18  moghaṃ tavedaṃ bhuvi nāmadheyaṃ; duryodhanetīha kṛtaṃ purastāt
     na hīha duryodhanatā tavāsti; palāyamānasya raṇaṃ vihāya

Arjuna said,

Renounce your deeds and great fame. Why are you running away in this way and refraining from battle? Why aren't trumpets being sounded for you now, the way they were sounded when you set out to do battle? I obediently follow Yudhishthira's instructions. I am the third of the Parthas and I am steadfast in battle. Therefore, turn around and show me your face. O son of Dhritarashtra! Remember how Indras among men are supposed to act. You have been named Duryodhana earlier, but that name will be uttered on earth in vain.194 There is no Duryodhana left in you.
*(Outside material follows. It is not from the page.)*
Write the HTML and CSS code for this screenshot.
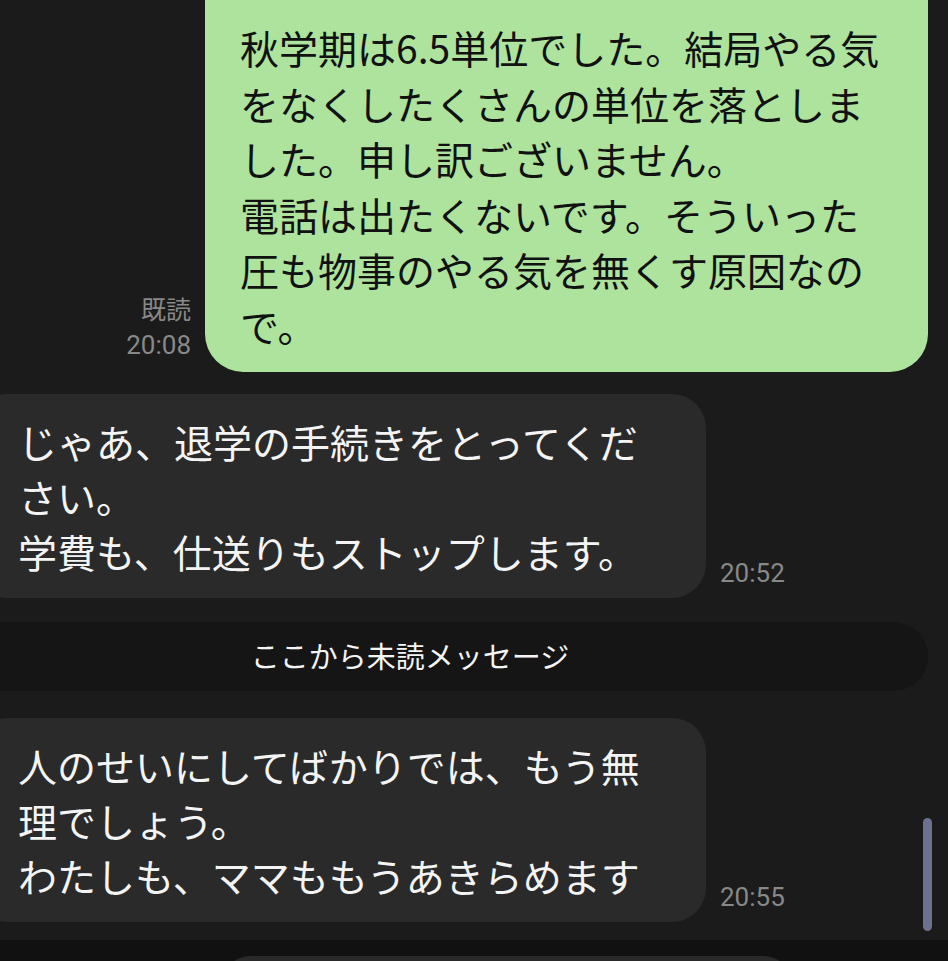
FILE: index.html
```html
<!DOCTYPE html>
<html lang="ja">
<head>
  <meta charset="UTF-8">
  <meta name="viewport" content="width=device-width, initial-scale=1.0">
  <title>トーク</title>
  <link rel="stylesheet" href="styles.css">
</head>
<body>
  <div class="chat">
    <div class="row sent first">
      <div class="meta">
        <span>既読</span>
        <span class="time">20:08</span>
      </div>
      <div class="bubble green">秋学期は6.5単位でした。結局やる気をなくしたくさんの単位を落としました。申し訳ございません。<br>電話は出たくないです。そういった圧も物事のやる気を無くす原因なので。</div>
    </div>

    <div class="row recv gap-a">
      <div class="bubble gray">じゃあ、退学の手続きをとってください。<br>学費も、仕送りもストップします。</div>
      <div class="meta"><span class="time">20:52</span></div>
    </div>

    <div class="unread">ここから未読メッセージ</div>

    <div class="row recv gap-b">
      <div class="bubble gray">人のせいにしてばかりでは、もう無理でしょう。<br>わたしも、ママももうあきらめます</div>
      <div class="meta"><span class="time">20:55</span></div>
    </div>

    <div class="next">
      <div class="next-bubble"></div>
    </div>
  </div>

  <div class="scrollbar"></div>
</body>
</html>
```

FILE: styles.css
```css
body {
  margin: 0;
  height: 961px;
  overflow: hidden;
  background-color: #1b1b1b;
  font-family: "Noto Sans CJK JP", "Noto Sans", sans-serif;
  position: relative;
}
.chat {
  display: flex;
  flex-direction: column;
}
.row {
  display: flex;
  align-items: flex-end;
  gap: 14px;
}
.row.sent {
  justify-content: flex-end;
  padding-right: 20px;
}
.row.first {
  margin-top: -40px;
}
.gap-a {
  margin-top: 22px;
}
.gap-b {
  margin-top: 27px;
}
.bubble {
  font-size: 39px;
  line-height: 55px;
  word-break: break-all;
}
.green {
  width: 650px;
  padding: 60px 38px 19px 35px;
  line-height: 55.5px;
  background-color: #ade39c;
  color: #111;
  border-radius: 38px;
}
.gray {
  width: 648px;
  margin-left: -26px;
  padding: 20px 40px 19px 44px;
  background-color: #2a2a2a;
  color: #f4f4f4;
  border-radius: 34px;
}
.meta {
  display: flex;
  flex-direction: column;
  align-items: flex-end;
  font-family: Roboto, "Noto Sans CJK JP", sans-serif;
  font-size: 25px;
  line-height: 34px;
  color: #888;
  margin-bottom: 10px;
}
.recv .meta {
  margin-bottom: 8px;
}
.time {
  font-size: 26px;
}
.unread {
  margin: 24px 20px 0 -108px;
  height: 65px;
  padding-bottom: 4px;
  display: flex;
  align-items: center;
  justify-content: center;
  background-color: #151515;
  border-radius: 35px;
  color: #f4f4f4;
  font-size: 29px;
}
.next {
  margin-top: 18px;
  height: 5px;
  padding-top: 16px;
  overflow: hidden;
  background-color: #111;
}
.next-bubble {
  margin-left: 221px;
  width: 572px;
  height: 60px;
  background-color: #2a2a2a;
  border-radius: 30px;
}
.scrollbar {
  position: absolute;
  left: 923px;
  top: 818px;
  width: 9px;
  height: 113px;
  border-radius: 5px;
  background-color: #6d7190;
}
```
You are running away and refraining from battle. I do not see anyone to protect Duryodhana, either at the front or at the back. O foremost among Kurus! Therefore, run away from the battle. Protect your beloved life from the Pandava.

194 Duryodhana means someone who it is difficult to fight with.

(Bibek Debroy. The Mahabharata: Volume 4)

Another twitter user True Indology argues that it's mostly Duryodhana's rivals that address him as "Suyodhana" meaning "easy to be fought".

In Mahabharata, it is his rivals like Yudhisthira, Bhima, Arjuna, Krishna, Bhishma, Dhrishtadyumna, Nakula, etc., as well as sages like Narada, Kanva, Vaisampayana, etc., who refer to Duryodhana as "Suyodhana".

Why?

"Suyodhana" means "one who can be easily defeated in war".

Benfey Sanskrit-English Dictionary:

सुयोधन suyodhana, i. e. su-yudh + ana, m. A name of Duryodhana (easy to be fought), Hiḍ. 4, 58.

दुर्योधन duryodhana (see the next), m. The eldest of the Kuru princes, MBh. 1, 2728.

दुर्योधनता duryodhana + tā, i. e. dus-yudh + ana + tā, f. Difficulty of being attacked, MBh. 4, 2103.